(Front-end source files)
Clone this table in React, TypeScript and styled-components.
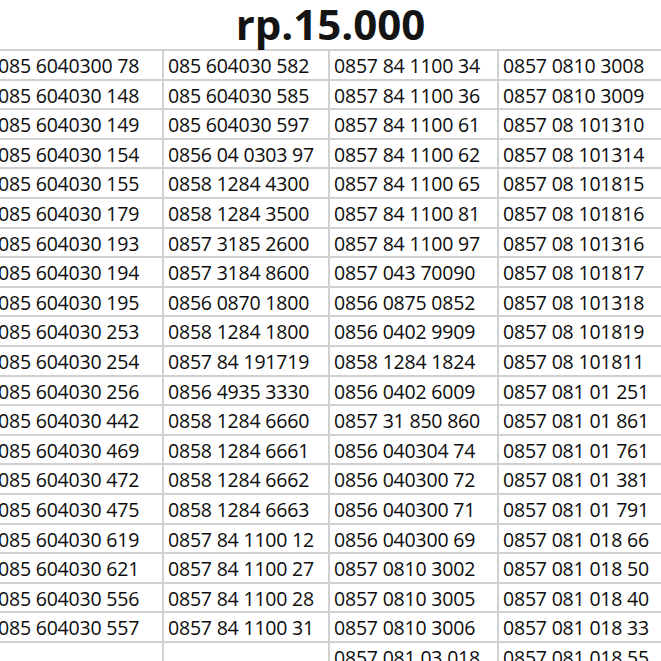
import styled, { createGlobalStyle } from 'styled-components';

const GlobalStyle = createGlobalStyle`
  html, body {
    margin: 0;
    padding: 0;
    background: #ffffff;
    overflow: hidden;
  }
`

const Page = styled.div`
  width: 661px;
  height: 661px;
  overflow: hidden;
  background: #ffffff;
  font-family: 'Open Sans', 'Noto Sans', sans-serif;
  color: #111111;
`

const Title = styled.h1`
  margin: 0;
  height: 49px;
  line-height: 47px;
  text-align: center;
  font-size: 42px;
  font-weight: 700;
  color: #141414;
`

const Sheet = styled.div`
  display: grid;
  grid-template-columns: 170px 166px 169px 166px;
  grid-auto-rows: 29.6px;
  margin-left: -6px;
  border-top: 2px solid #d0d0d0;
`

const Cell = styled.div`
  box-sizing: border-box;
  border-right: 2px solid #d0d0d0;
  border-bottom: 2px solid #d0d0d0;
  padding: 3px 0 0 4px;
  font-size: 19.5px;
  letter-spacing: -0.2px;
  line-height: 24px;
  color: #0c0c0c;
  white-space: nowrap;
  overflow: hidden;
`

const col1 = [
  '085 6040300 78', '085 604030 148', '085 604030 149', '085 604030 154',
  '085 604030 155', '085 604030 179', '085 604030 193', '085 604030 194',
  '085 604030 195', '085 604030 253', '085 604030 254', '085 604030 256',
  '085 604030 442', '085 604030 469', '085 604030 472', '085 604030 475',
  '085 604030 619', '085 604030 621', '085 604030 556', '085 604030 557', '',
];

const col2 = [
  '085 604030 582', '085 604030 585', '085 604030 597', '0856 04 0303 97',
  '0858 1284 4300', '0858 1284 3500', '0857 3185 2600', '0857 3184 8600',
  '0856 0870 1800', '0858 1284 1800', '0857 84 191719', '0856 4935 3330',
  '0858 1284 6660', '0858 1284 6661', '0858 1284 6662', '0858 1284 6663',
  '0857 84 1100 12', '0857 84 1100 27', '0857 84 1100 28', '0857 84 1100 31', '',
];

const col3 = [
  '0857 84 1100 34', '0857 84 1100 36', '0857 84 1100 61', '0857 84 1100 62',
  '0857 84 1100 65', '0857 84 1100 81', '0857 84 1100 97', '0857 043 70090',
  '0856 0875 0852', '0856 0402 9909', '0858 1284 1824', '0856 0402 6009',
  '0857 31 850 860', '0856 040304 74', '0856 040300 72', '0856 040300 71',
  '0856 040300 69', '0857 0810 3002', '0857 0810 3005', '0857 0810 3006',
  '0857 081 03 018',
];

const col4 = [
  '0857 0810 3008', '0857 0810 3009', '0857 08 101310', '0857 08 101314',
  '0857 08 101815', '0857 08 101816', '0857 08 101316', '0857 08 101817',
  '0857 08 101318', '0857 08 101819', '0857 08 101811', '0857 081 01 251',
  '0857 081 01 861', '0857 081 01 761', '0857 081 01 381', '0857 081 01 791',
  '0857 081 018 66', '0857 081 018 50', '0857 081 018 40', '0857 081 018 33',
  '0857 081 018 55',
];

function App() {
  const rows = col1.map((_, i) => [col1[i], col2[i], col3[i], col4[i]]);

  return (
    <Page>
      <GlobalStyle />
      <Title>rp.15.000</Title>
      <Sheet>
        {rows.map((row, i) =>
          row.map((num, j) => <Cell key={i + '-' + j}>{num}</Cell>)
        )}
      </Sheet>
    </Page>
  )
}

export default App;
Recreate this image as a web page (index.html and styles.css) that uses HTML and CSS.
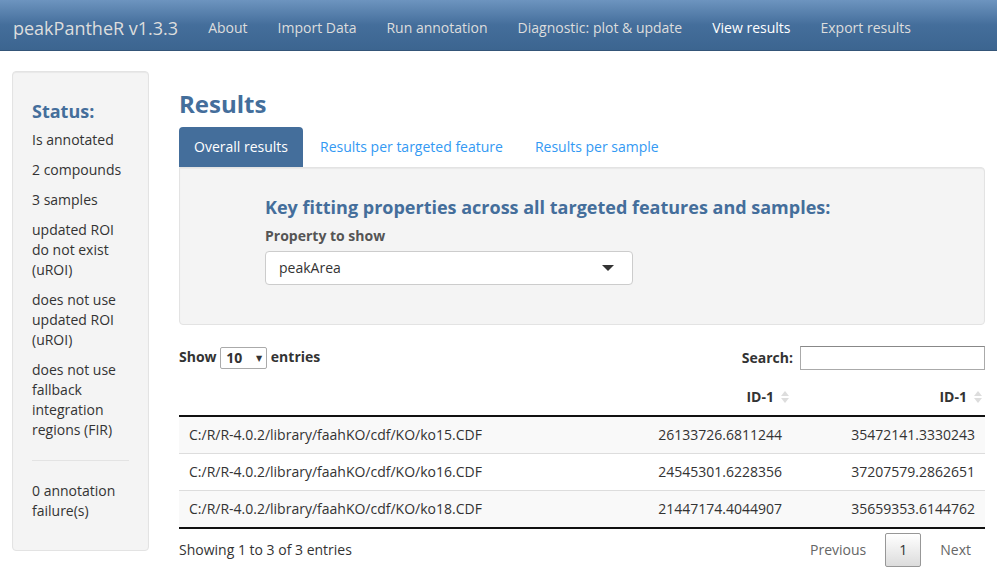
FILE: index.html
```html
<!DOCTYPE html>
<html>
<head>
<meta charset="utf-8">
<link rel="stylesheet" href="styles.css">
</head>
<body>
<nav class="navbar">
  <span class="brand">peakPantheR v1.3.3</span>
  <ul class="nav">
    <li>About</li>
    <li>Import Data</li>
    <li>Run annotation</li>
    <li>Diagnostic: plot &amp; update</li>
    <li class="active">View results</li>
    <li>Export results</li>
  </ul>
</nav>
<div class="page">
  <aside class="well sidebar">
    <h4 class="status-title">Status:</h4>
    <p>Is annotated</p>
    <p>2 compounds</p>
    <p>3 samples</p>
    <p>updated ROI do not exist (uROI)</p>
    <p>does not use updated ROI (uROI)</p>
    <p>does not use fallback integration regions (FIR)</p>
    <hr>
    <p>0 annotation failure(s)</p>
  </aside>
  <main class="main">
    <h2 class="title">Results</h2>
    <ul class="tabs">
      <li class="tab active">Overall results</li>
      <li class="tab">Results per targeted feature</li>
      <li class="tab">Results per sample</li>
    </ul>
    <div class="well tab-well">
      <div class="inner">
        <h4 class="key-title">Key fitting properties across all targeted features and samples:</h4>
        <label class="prop-label">Property to show</label>
        <div class="select">
          <span>peakArea</span>
          <span class="caret"></span>
        </div>
      </div>
    </div>
    <div class="dt-top">
      <div class="length">Show <span class="len-select">10 <span class="small-caret">&#9660;</span></span> entries</div>
      <div class="search">Search: <span class="search-input"></span></div>
    </div>
    <table class="dt">
      <thead>
        <tr>
          <th class="c1"></th>
          <th class="c2 num">ID-1<span class="sort"><i class="up"></i><i class="down"></i></span></th>
          <th class="c3 num">ID-1<span class="sort"><i class="up"></i><i class="down"></i></span></th>
        </tr>
      </thead>
      <tbody>
        <tr class="odd"><td>C:/R/R-4.0.2/library/faahKO/cdf/KO/ko15.CDF</td><td class="num">26133726.6811244</td><td class="num">35472141.3330243</td></tr>
        <tr><td>C:/R/R-4.0.2/library/faahKO/cdf/KO/ko16.CDF</td><td class="num">24545301.6228356</td><td class="num">37207579.2862651</td></tr>
        <tr class="odd"><td>C:/R/R-4.0.2/library/faahKO/cdf/KO/ko18.CDF</td><td class="num">21447174.4044907</td><td class="num">35659353.6144762</td></tr>
      </tbody>
    </table>
    <div class="dt-bottom">
      <div class="info">Showing 1 to 3 of 3 entries</div>
      <div class="paging">
        <span class="pg">Previous</span>
        <span class="pg current">1</span>
        <span class="pg">Next</span>
      </div>
    </div>
  </main>
</div>
</body>
</html>
```
FILE: styles.css
```css
* { box-sizing: border-box; }
html, body { margin: 0; padding: 0; }
body {
  font-family: "Open Sans", "DejaVu Sans", sans-serif;
  font-size: 14px;
  line-height: 20px;
  color: #333;
  background: #fff;
}
.navbar {
  height: 51px;
  background: linear-gradient(to bottom, #6d94bf 0%, #446e9b 50%, #3c6590 100%);
  border-bottom: 1px solid #345578;
  display: flex;
  align-items: center;
  padding: 5px 0 0 13px;
}
.brand {
  font-size: 18px;
  color: #dddddd;
  line-height: 20px;
  padding-right: 15px;
}
.nav {
  list-style: none;
  margin: 0;
  padding: 0;
  display: flex;
}
.nav li {
  padding: 0 15px;
  color: #dddddd;
  line-height: 20px;
}
.nav li.active { color: #fff; }

.page {
  display: flex;
  align-items: flex-start;
  padding: 20px 12px 0 12px;
}
.well {
  background: #f4f4f4;
  border: 1px solid #e3e3e3;
  border-radius: 4px;
  box-shadow: inset 0 1px 1px rgba(0,0,0,0.05);
}
.sidebar {
  width: 137px;
  flex: none;
  padding: 19px;
}
.status-title {
  margin: 10px 0 9px 0;
  font-size: 18px;
  line-height: 20px;
  font-weight: 700;
  color: #446e9b;
}
.sidebar p { margin: 0 0 10px 0; }
.sidebar hr {
  border: 0;
  border-top: 1px solid #e3e3e3;
  margin: 20px 0;
}
.main {
  flex: 1;
  margin-left: 30px;
}
.title {
  margin: 20px 0 0 0;
  font-size: 24px;
  line-height: 26px;
  font-weight: 700;
  color: #446e9b;
  height: 36px;
}
.tabs {
  list-style: none;
  margin: 0;
  padding: 0;
  display: flex;
}
.tab {
  padding: 10px 15px;
  margin-right: 2px;
  color: #3399f3;
  border-radius: 4px 4px 0 0;
}
.tab.active {
  background: #446e9b;
  color: #fff;
}
.tab-well {
  border-top-left-radius: 0;
  padding: 19px 19px 19px 85px;
  height: 158px;
}
.key-title {
  margin: 10px 0 9px 0;
  font-size: 18px;
  line-height: 20px;
  font-weight: 700;
  color: #446e9b;
}
.prop-label {
  display: block;
  font-weight: 700;
  color: #555;
  margin-bottom: 5px;
}
.select {
  width: 368px;
  height: 34px;
  background: #fff;
  border: 1px solid #ccc;
  border-radius: 4px;
  display: flex;
  align-items: center;
  justify-content: space-between;
  padding: 0 18px 0 13px;
  color: #333;
}
.caret {
  width: 0;
  height: 0;
  border-left: 6px solid transparent;
  border-right: 6px solid transparent;
  border-top: 6px solid #333;
}
.dt-top {
  display: flex;
  justify-content: space-between;
  align-items: center;
  margin-top: 21px;
  height: 24px;
  font-weight: 700;
}
.len-select {
  display: inline-flex;
  align-items: center;
  justify-content: space-between;
  width: 47px;
  height: 22px;
  border: 1px solid #aaa;
  border-radius: 2px;
  padding: 0 4px 0 5px;
  margin: 0;
  vertical-align: middle;
  font-weight: 700;
  background: #fff;
}
.small-caret { font-size: 8px; color: #333; }
.search { display: flex; align-items: center; }
.search-input {
  display: inline-block;
  width: 185px;
  height: 24px;
  margin-left: 7px;
  border: 1px solid #aaa;
  border-top-color: #888;
  background: #fff;
}
.dt {
  width: 100%;
  border-collapse: collapse;
  margin-top: 6px;
}
.dt th {
  padding: 11px 18px 8px 10px;
  font-weight: 700;
  border-bottom: 2px solid #111;
  line-height: 20px;
}
.dt td {
  padding: 8px 10px;
  border-top: 1px solid #ddd;
  line-height: 20px;
}
.dt tbody tr:first-child td { border-top: 0; }
.dt tbody tr:last-child td { border-bottom: 2px solid #111; }
.dt tr.odd td { background: #f9f9f9; }
.num { text-align: right; }
.c2 { width: 200px; }
.c3 { width: 193px; }
.dt th.num { position: relative; }
.sort {
  position: absolute;
  right: 3px;
  top: 15px;
  display: flex;
  flex-direction: column;
  gap: 2px;
}
.sort i {
  display: block;
  width: 0; height: 0;
  border-left: 4px solid transparent;
  border-right: 4px solid transparent;
}
.sort .up { border-bottom: 5px solid #ddd; }
.sort .down { border-top: 5px solid #ddd; }
.dt-bottom {
  display: flex;
  justify-content: space-between;
  align-items: center;
  margin-top: 4px;
}
.info { color: #333; }
.paging { display: flex; align-items: center; }
.pg {
  padding: 6px 13px;
  color: #666;
  border: 1px solid transparent;
  border-radius: 2px;
  line-height: 20px;
}
.pg.current {
  color: #333;
  border: 1px solid #979797;
  background: linear-gradient(to bottom, #fff 0%, #dcdcdc 100%);
  padding: 6px 13px;
  margin: 0 5px;
}
```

* TASK GOAL
Look through the material and copy each line that has "components".

* SOLVED PROBLEM
Clone this table in React, TypeScript and styled-components.
import styled, { createGlobalStyle } from 'styled-components';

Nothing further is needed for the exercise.